Before you pursue investigating a "chemical imbalance"consider the possibilities of a "living imbalance." Are the expectations for your child's behavior and performance too high or reasonable in all their settings? Is his/her performance all that much worse than the other children? These days to be considered "average" is almost pejorative. A vast group of children perform "below"average without being abnormal. These children may be good at certain tasks and less good at others. A living imbalance can also exist when supports for the child and the family are too low. Have there been more stresses (emotional, educational, financial) on the child or his/her family? Has there been less family time for positive attention or immediate and consistent discipline? Maybe changing classes or teachers, getting extra help from an aide or resource teacher is enough to restore the balance between performance, expectations and support.
If the problems are long standing (say more than three months) consider as a start speaking with your pediatrician or family doctor. He/she should be familiar with your child and should be able to offer initial opinions, advice and direction. Be cautious, however, when after a 15 or 20 minute interview Ritalin is offered. No evaluation that short could possibly address the myriad factors involved in a child's behavior. Ritalin improves the performance of both normal and ADD children so a positive response to Ritalin says nothing about the causes. A quick Ritalin-only approach may mask learning, emotional or relational problems and delay their being addressed.

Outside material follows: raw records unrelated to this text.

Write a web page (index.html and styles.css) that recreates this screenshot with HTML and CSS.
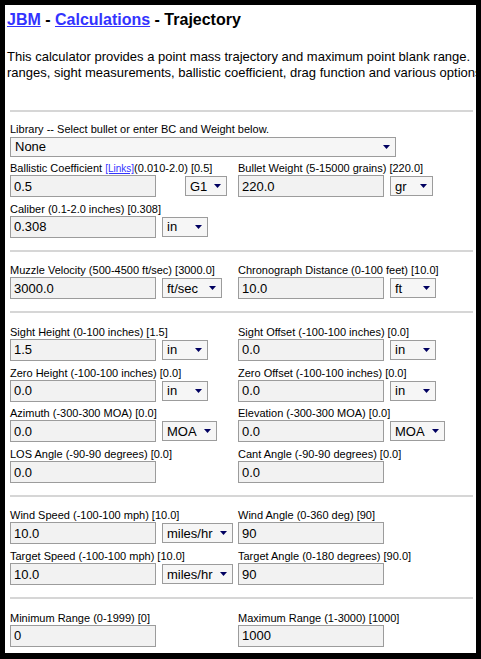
FILE: index.html
```html
<!DOCTYPE html>
<html lang="en">
<head>
    <meta charset="UTF-8">
    <title>JBM - Calculations - Trajectory</title>
    <link rel="stylesheet" href="styles.css">
</head>
<body>
    <div class="window">
        <h1 class="title"><a href="#">JBM</a> - <a href="#">Calculations</a> - Trajectory</h1>
        <p class="intro">This calculator provides a point mass trajectory and maximum point blank range.<br>ranges, sight measurements, ballistic coefficient, drag function and various options.</p>

        <form class="calc">
            <div class="section first">
                <div class="field lib">
                    <label>Library -- Select bullet or enter BC and Weight below.</label>
                    <div class="ctrl">
                        <span class="sel"><select class="w-lib"><option>None</option></select><svg class="arrow" viewBox="0 0 7 4"><path d="M0 0h7L3.5 4z"/></svg></span>
                    </div>
                </div>
                <div class="row">
                    <div class="field">
                        <label>Ballistic Coefficient <a class="small" href="#">[Links]</a>(0.010-2.0) [0.5]</label>
                        <div class="ctrl">
                            <input type="text" value="0.5">
                            <span class="sel push"><select class="w-g1"><option>G1</option></select><svg class="arrow" viewBox="0 0 7 4"><path d="M0 0h7L3.5 4z"/></svg></span>
                        </div>
                    </div>
                    <div class="field">
                        <label>Bullet Weight (5-15000 grains) [220.0]</label>
                        <div class="ctrl">
                            <input type="text" value="220.0">
                            <span class="sel"><select class="w-gr"><option>gr</option></select><svg class="arrow" viewBox="0 0 7 4"><path d="M0 0h7L3.5 4z"/></svg></span>
                        </div>
                    </div>
                </div>
                <div class="row">
                    <div class="field">
                        <label>Caliber (0.1-2.0 inches) [0.308]</label>
                        <div class="ctrl">
                            <input type="text" value="0.308">
                            <span class="sel"><select class="w-in"><option>in</option></select><svg class="arrow" viewBox="0 0 7 4"><path d="M0 0h7L3.5 4z"/></svg></span>
                        </div>
                    </div>
                </div>
            </div>

            <div class="section">
                <div class="row">
                    <div class="field">
                        <label>Muzzle Velocity (500-4500 ft/sec) [3000.0]</label>
                        <div class="ctrl">
                            <input type="text" value="3000.0">
                            <span class="sel"><select class="w-fts"><option>ft/sec</option></select><svg class="arrow" viewBox="0 0 7 4"><path d="M0 0h7L3.5 4z"/></svg></span>
                        </div>
                    </div>
                    <div class="field">
                        <label>Chronograph Distance (0-100 feet) [10.0]</label>
                        <div class="ctrl">
                            <input type="text" value="10.0">
                            <span class="sel"><select class="w-in"><option>ft</option></select><svg class="arrow" viewBox="0 0 7 4"><path d="M0 0h7L3.5 4z"/></svg></span>
                        </div>
                    </div>
                </div>
            </div>

            <div class="section">
                <div class="row">
                    <div class="field">
                        <label>Sight Height (0-100 inches) [1.5]</label>
                        <div class="ctrl">
                            <input type="text" value="1.5">
                            <span class="sel"><select class="w-in"><option>in</option></select><svg class="arrow" viewBox="0 0 7 4"><path d="M0 0h7L3.5 4z"/></svg></span>
                        </div>
                    </div>
                    <div class="field">
                        <label>Sight Offset (-100-100 inches) [0.0]</label>
                        <div class="ctrl">
                            <input type="text" value="0.0">
                            <span class="sel"><select class="w-in"><option>in</option></select><svg class="arrow" viewBox="0 0 7 4"><path d="M0 0h7L3.5 4z"/></svg></span>
                        </div>
                    </div>
                </div>
                <div class="row">
                    <div class="field">
                        <label>Zero Height (-100-100 inches) [0.0]</label>
                        <div class="ctrl">
                            <input type="text" value="0.0">
                            <span class="sel"><select class="w-in"><option>in</option></select><svg class="arrow" viewBox="0 0 7 4"><path d="M0 0h7L3.5 4z"/></svg></span>
                        </div>
                    </div>
                    <div class="field">
                        <label>Zero Offset (-100-100 inches) [0.0]</label>
                        <div class="ctrl">
                            <input type="text" value="0.0">
                            <span class="sel"><select class="w-in"><option>in</option></select><svg class="arrow" viewBox="0 0 7 4"><path d="M0 0h7L3.5 4z"/></svg></span>
                        </div>
                    </div>
                </div>
                <div class="row">
                    <div class="field">
                        <label>Azimuth (-300-300 MOA) [0.0]</label>
                        <div class="ctrl">
                            <input type="text" value="0.0">
                            <span class="sel"><select class="w-moa"><option>MOA</option></select><svg class="arrow" viewBox="0 0 7 4"><path d="M0 0h7L3.5 4z"/></svg></span>
                        </div>
                    </div>
                    <div class="field">
                        <label>Elevation (-300-300 MOA) [0.0]</label>
                        <div class="ctrl">
                            <input type="text" value="0.0">
                            <span class="sel"><select class="w-moa"><option>MOA</option></select><svg class="arrow" viewBox="0 0 7 4"><path d="M0 0h7L3.5 4z"/></svg></span>
                        </div>
                    </div>
                </div>
                <div class="row">
                    <div class="field">
                        <label>LOS Angle (-90-90 degrees) [0.0]</label>
                        <div class="ctrl">
                            <input type="text" value="0.0">
                        </div>
                    </div>
                    <div class="field">
                        <label>Cant Angle (-90-90 degrees) [0.0]</label>
                        <div class="ctrl">
                            <input type="text" value="0.0">
                        </div>
                    </div>
                </div>
            </div>

            <div class="section">
                <div class="row">
                    <div class="field">
                        <label>Wind Speed (-100-100 mph) [10.0]</label>
                        <div class="ctrl">
                            <input type="text" value="10.0">
                            <span class="sel"><select class="w-mph"><option>miles/hr</option></select><svg class="arrow" viewBox="0 0 7 4"><path d="M0 0h7L3.5 4z"/></svg></span>
                        </div>
                    </div>
                    <div class="field">
                        <label>Wind Angle (0-360 deg) [90]</label>
                        <div class="ctrl">
                            <input type="text" value="90">
                        </div>
                    </div>
                </div>
                <div class="row">
                    <div class="field">
                        <label>Target Speed (-100-100 mph) [10.0]</label>
                        <div class="ctrl">
                            <input type="text" value="10.0">
                            <span class="sel"><select class="w-mph"><option>miles/hr</option></select><svg class="arrow" viewBox="0 0 7 4"><path d="M0 0h7L3.5 4z"/></svg></span>
                        </div>
                    </div>
                    <div class="field">
                        <label>Target Angle (0-180 degrees) [90.0]</label>
                        <div class="ctrl">
                            <input type="text" value="90">
                        </div>
                    </div>
                </div>
            </div>

            <div class="section">
                <div class="row">
                    <div class="field">
                        <label>Minimum Range (0-1999) [0]</label>
                        <div class="ctrl">
                            <input type="text" value="0">
                        </div>
                    </div>
                    <div class="field">
                        <label>Maximum Range (1-3000) [1000]</label>
                        <div class="ctrl">
                            <input type="text" value="1000">
                        </div>
                    </div>
                </div>
            </div>

            <div class="section"></div>
        </form>
    </div>
</body>
</html>
```

FILE: styles.css
```css
* {
    margin: 0;
    padding: 0;
    box-sizing: border-box;
}
html, body {
    height: 100%;
}
body {
    background-color: #000;
    padding: 5px;
    font-family: "Liberation Sans", Arial, sans-serif;
    color: #000;
}
a {
    color: #3333ff;
}

/* white browser area, content runs off the right edge */
.window {
    width: 471px;
    height: 648px;
    background-color: #fff;
    overflow: hidden;
    padding-top: 6px;
}
.title {
    padding-left: 2px;
    font-size: 16px;
    line-height: 18px;
    font-weight: bold;
    white-space: nowrap;
}
.intro {
    margin: 20px 0 0 2px;
    font-size: 13px;
    line-height: 16px;
    white-space: nowrap;
}

.calc {
    margin: 29px 0 0 5px;
    width: 463px;
}
.section {
    border-top: 2px solid #d6d6d6;
    padding: 12.5px 0 6.3px;
}
.section.first {
    padding-top: 10.6px;
}
.row {
    display: flex;
    margin-bottom: 5.7px;
}
.field {
    width: 228px;
}
.field.lib {
    width: auto;
    margin-bottom: 5.7px;
}
.field label {
    display: block;
    height: 13px;
    font-size: 11px;
    line-height: 13px;
    white-space: nowrap;
}
.field label .small {
    font-size: 10px;
}
.ctrl {
    display: flex;
    align-items: center;
    gap: 6px;
}
.field.lib .ctrl {
    padding-top: 1px;
}

input,
select {
    font-family: "Liberation Sans", Arial, sans-serif;
    font-size: 13px;
    color: #000;
    border: 1px solid #9c9c9c;
    border-radius: 0;
    background-color: #f2f2f2;
    outline: none;
}
input {
    width: 146px;
    height: 22px;
    padding: 0 3px;
}

.sel {
    position: relative;
    display: block;
    height: 20px;
}
.sel select {
    appearance: none;
    -webkit-appearance: none;
    height: 20px;
    padding: 0 0 0 4px;
    background-color: #f6f6f6;
}
.sel .arrow {
    position: absolute;
    right: 6px;
    top: 8px;
    width: 7px;
    height: 4px;
    fill: #000060;
}
.sel.push {
    margin-left: 23px;
}

.w-lib { width: 386px; }
.w-g1 { width: 42px; }
.w-gr { width: 43px; }
.w-in { width: 46px; }
.w-fts { width: 60px; }
.w-moa { width: 55px; }
.w-mph { width: 71px; }
```
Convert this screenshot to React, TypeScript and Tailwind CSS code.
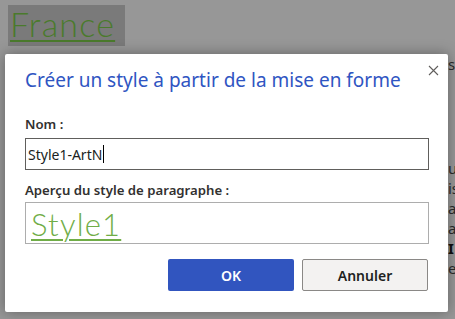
import React from "react";

const ui = { fontFamily: '"Noto Sans", "Open Sans", sans-serif' };
const deco = { fontFamily: 'Lato, "DejaVu Sans", sans-serif' };

export default function App() {
  return (
    <div className="relative h-[319px] w-[455px] overflow-hidden bg-[#979797]" style={ui}>
      {/* document behind the dialog */}
      <div className="flex h-full">
        <div className="flex-1 pl-2 pt-[5px]">
          <div className="inline-block h-[41px] w-[117px] bg-[#7a7a7a] pl-[2px]">
            <span
              className="text-[34px] font-light leading-[38px] tracking-[1.2px] text-[#4a7a2c] underline decoration-2 underline-offset-[3px]"
              style={deco}
            >
              France
            </span>
          </div>
        </div>
        <div className="flex w-[7px] flex-col pt-[54px] text-[15px] leading-[20px] text-[#2c2c2c]">
          <span>s</span>
          <span className="mt-[84px]">u</span>
          <span>is</span>
          <span>a</span>
          <span>a</span>
          <span className="font-bold text-[#111]">I</span>
          <span>e</span>
        </div>
      </div>

      {/* dialog */}
      <div className="absolute left-[5px] top-[54px] h-[258px] w-[443px] rounded-[2px] bg-white shadow-[0_0_14px_rgba(0,0,0,0.35)]">
        <div className="flex items-start justify-between pl-5 pr-[5px] pt-[12px]">
          <h1 className="text-[19px] leading-[28px] text-[#2f55c2]">Créer un style à partir de la mise en forme</h1>
          <button className="-mt-[6px] flex h-5 w-5 items-center justify-center text-[#605e5c]">
            <svg width="11" height="11" viewBox="0 0 11 11">
              <path d="M1 1L10 10M10 1L1 10" stroke="currentColor" strokeWidth="1.1" />
            </svg>
          </button>
        </div>

        <div className="flex flex-col px-5 pt-[21px]">
          <label className="text-[13.2px] font-semibold leading-[18px] text-[#323130]">Nom :</label>
          <div className="mt-[5px] flex h-[32px] w-[404px] items-center border border-[#605e5c] pl-[2px] text-[14px] text-[#201f1e]">
            Style1-ArtN<span className="ml-[1px] h-[18px] w-px bg-black" />
          </div>
          <label className="mt-[11px] text-[13.2px] font-semibold leading-[18px] text-[#323130]">Aperçu du style de paragraphe :</label>
          <div className="mt-[3px] flex h-[42px] w-[404px] items-end border border-[#adadad] pb-[2px] pl-[5px]">
            <span
              className="text-[31px] font-light leading-[34px] tracking-[1.2px] text-[#70ad47] underline decoration-2 underline-offset-[3px]"
              style={deco}
            >
              Style1
            </span>
          </div>
          <div className="mt-[15px] flex justify-end gap-2">
            <button className="h-[32px] w-[126px] rounded-[2px] bg-[#3155bf] text-[14px] font-semibold text-white">OK</button>
            <button className="h-[32px] w-[126px] rounded-[2px] border border-[#8a8886] bg-[#f3f2f1] text-[14px] font-semibold text-[#201f1e]">
              Annuler
            </button>
          </div>
        </div>
      </div>
    </div>
  );
}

Remember that there are no definitive biological or psychological tests for ADD. Despite attempts to standardize criteria for ADD it remains a diagnosis very much "in the eye of the beholder." Some people and doctors see ADD in virtually every problem situation; others, including some doctors, don't believe that ADD even exists! If you are referred to or find a professional who specializes in ADD (child psychiatrist, behavioral pediatrician, educational psychologist), ask about the doctor's ideas and beliefs on ADD and Ritalin. Find out how they arrive at their diagnosis, opinions and conclusions. If you're not comfortable with their approach, find someone else. If you're not sure ask other professionals in the area their opinions about the specialist you've picked.
A good ADD evaluation should address all the areas of a potential living imbalance. Both parents should give their versions of the problem to the evaluator. Some doctors prefer to use written symptom questionnaires. They are not a replacement for face to face talking between the parents and evaluator or calling the teacher on the telephone. An interview with your child should include an assessment of his/her emotional status, temperament and learning abilities. Someone should meet the child's entire family one time.
After the possible emotional, family or school problems have been evaluated and are being addressed, there may be a role for a medication intervention. Ritalin or similar drugs have been used safely in children for fifty years. No parent is immediately eager to start medicating their child but they should not feel guilty when after a thorough evaluation and multipartite treatment plan, they decide to try Ritalin for their child.